The type of meat to be used in a true Lancashire hotpot is a matter of some controversy, with many being of the opinion that it should be lamb (with optional lamb kidneys) and some thinking it should be beef. As much food can be added as will fit in the pot, so it is very easy to increase the quantities to serve more people as desired.

We like it with lamb, and today I actually decreased the amounts to create a dish perfectly sized for two people. It worked out very well.

I had posted it originally here,  some ten years ago, but thought it would be a good idea to update the recipe with North American measurements, and with nicer photos.  I believe it was one of the first recipes I posted on here, so an update was long overdue!

One thing remains true and constant about this dish and that is this . . .  it is simply delicious.  Humble, yet  . . . it almost tastes gourmet . . .

It is culinary proof and a testimony to the fact that it really is the simple things in life which bring us the most pleasure!

Yield: 2

Lancashire Hot Pot

prep time: 15 minscook time: 2 hour and 30 minstotal time: 2 hours and 45 mins
A scaled down version of my original recipe.  A deliciously humble dish which originated in Lancashire. There is no way to rush a hot pot. Long and slow cooking is its secret to tender tastiness.


  • 1/2 TBS olive oil
  • 350g diced lamb (3/4 pound)
  • 1 onion, peeled and sliced
  • 1 carrots, peeled and grated
  • 1/4 medium swede (rutabaga) peeled and grated
  • 300ml lamb stock (1 1/4 cup) (can use chicken stock)
  • 1/2 TBS Worcestershire sauce
  • 1 sprigs of fresh thyme
  • 350g of potatoes, peeled and cut into thin slices (3/4 pound)
  • softened butter
  • sea salt and freshly ground black pepper to taste


  1. Pre-heat the oven to 165*C/325*F/ gas mark 3. Heat the olive oil in a large skillet. Add the meat in batches and fry it until browned on all sides. Remove with a slotted spoon to a large casserole dish (one with a lid) as it browns. Set aside.
  2. Once all the meat it browned and removed from the skillet add the vegetables to the pan. Cook for 3 to 4 minutes, stirring them occasionally. Return the lamb to the skillet and pour over the stock. Add the Worcestershire sauce and season to taste with salt and pepper. Mix it all in well and then carefully pour the mixture back into the casserole dish. Tuck the thyme into the mixture, burying it.
  3. Cover the top of the mixture with a layer of half of the sliced potatoes. Season with salt and pepper and then dot with butter. Finish layering with the remaining potatoes and adding a final dusting of salt and pepper and dot once again with some butter. Put the lid on.
  4. Bake in the heated oven for 1 1/2 hours. Remove the lid and bake for a further hour until the meat is very tender and the "thatch" is nicely browned in places and tender as well. Serve hot spooned out onto hot plates along with seasonal green vegetables on the side and plenty of crusty bread and butter to mop up the delicious juices.
Created using The Recipes Generator

This is comfort food in it's most basic, purest form.  I like to serve it with a green vegetable on the side, but many serve it with red cabbage, which is quite traditional, as is some crusty bread to mop up all the juices!  Bon Appetit!
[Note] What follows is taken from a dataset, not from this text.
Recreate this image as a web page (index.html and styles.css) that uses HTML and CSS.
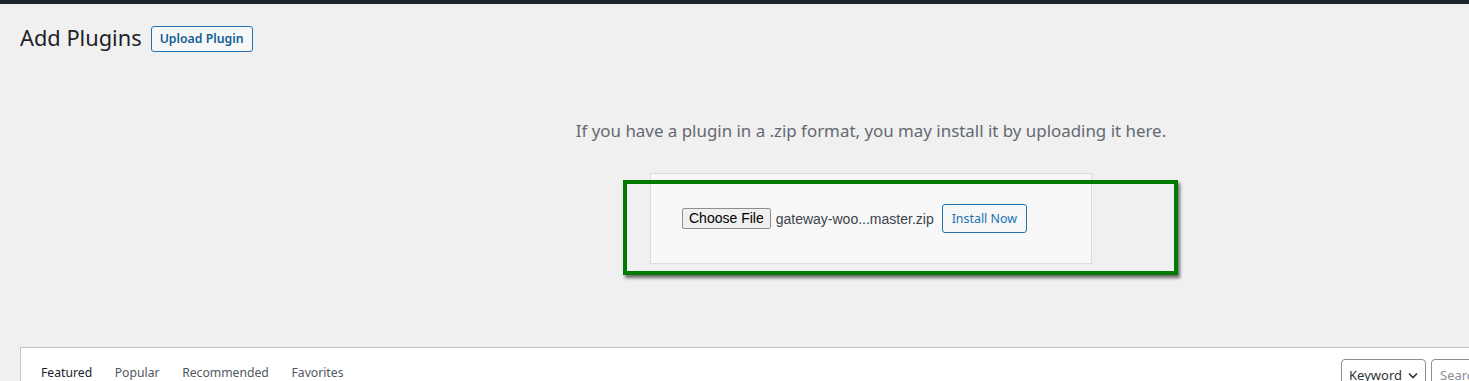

  1. Yeah. You got your stove working again. Thats a bonus!

  2. As a proud Lancastrian, hotpot was always on the menu at home, and something you learned to make as a girl. Ours was always made with lamb , these days if we have a leg of lamb as a roast dinner treat, I keep the leftover meat and gravy , and then turn it into a hotpot the following day. Alternatively I use diced lamb meat or very lean lamb neck chops, as you say, it’s truly delicious, especially on a cold winters day. I have made it in the slow cooker, so nice and ready to come home to if you’ve been at work , or out all day.

    1. Love your idea of making it with leftover lamb and gravy Susan. I have never done it in the slow cooker, but will give it a go next time. As you say, it's fabulously delicious! I love these traditional and very regional recipes! xo

  3. Never had this! Learn something new every day.Love how you remember EVERYTHING:)

    1. Oh, thanks Monique. I really love these old recipes which have stood the test of time. Not recipes so much as they are a way of life! xo

  4. You took me down memory lane with this post Marie. Lancashire Hot Pot was a staple in school dinners when I was a kid. As for Coronation St., that was a hard one to say goodbye to when we moved to Wisconsin. My Mum and Dad still watch it so when I go home I enjoy watching it even though I don't know anybody (except for Ken). Do you remember Ena Sharples, Minnie Caldwell, Albert Tatlock, Annie Walker. They were the very first actors in the cast. Such great memories on this cold day in Wisconsin, so thank you. Jo.

    1. Oh yes, remember all those old characters. You can still watch the old series on the telly over here on one of the channels. They are well past the black and whites however. Its a show you never tire of! You are welcome Jo! And Thank YOU for your lovely comment! xo

  5. As a Lancashire lad from Bolton in my 50's I remember having this meal more than any other diñner also I couldn't say what meat that was used but as dad only had three teeth it had the guts boils out of if. Not fond memories as the old girl was a poor cook

  6. Hello Marie! This sounds so darn good. I have a question. In the ingredients list the first thing you call for is "1/2 olive oil". I am assuming this is 1/2 cup olive oil? It's just a little typo. Thanks!

    1. Definitely not 1/2 cup Stephen! That would be far too much. Only 1/2 TBS. Thanks for the heads up I will fix it now!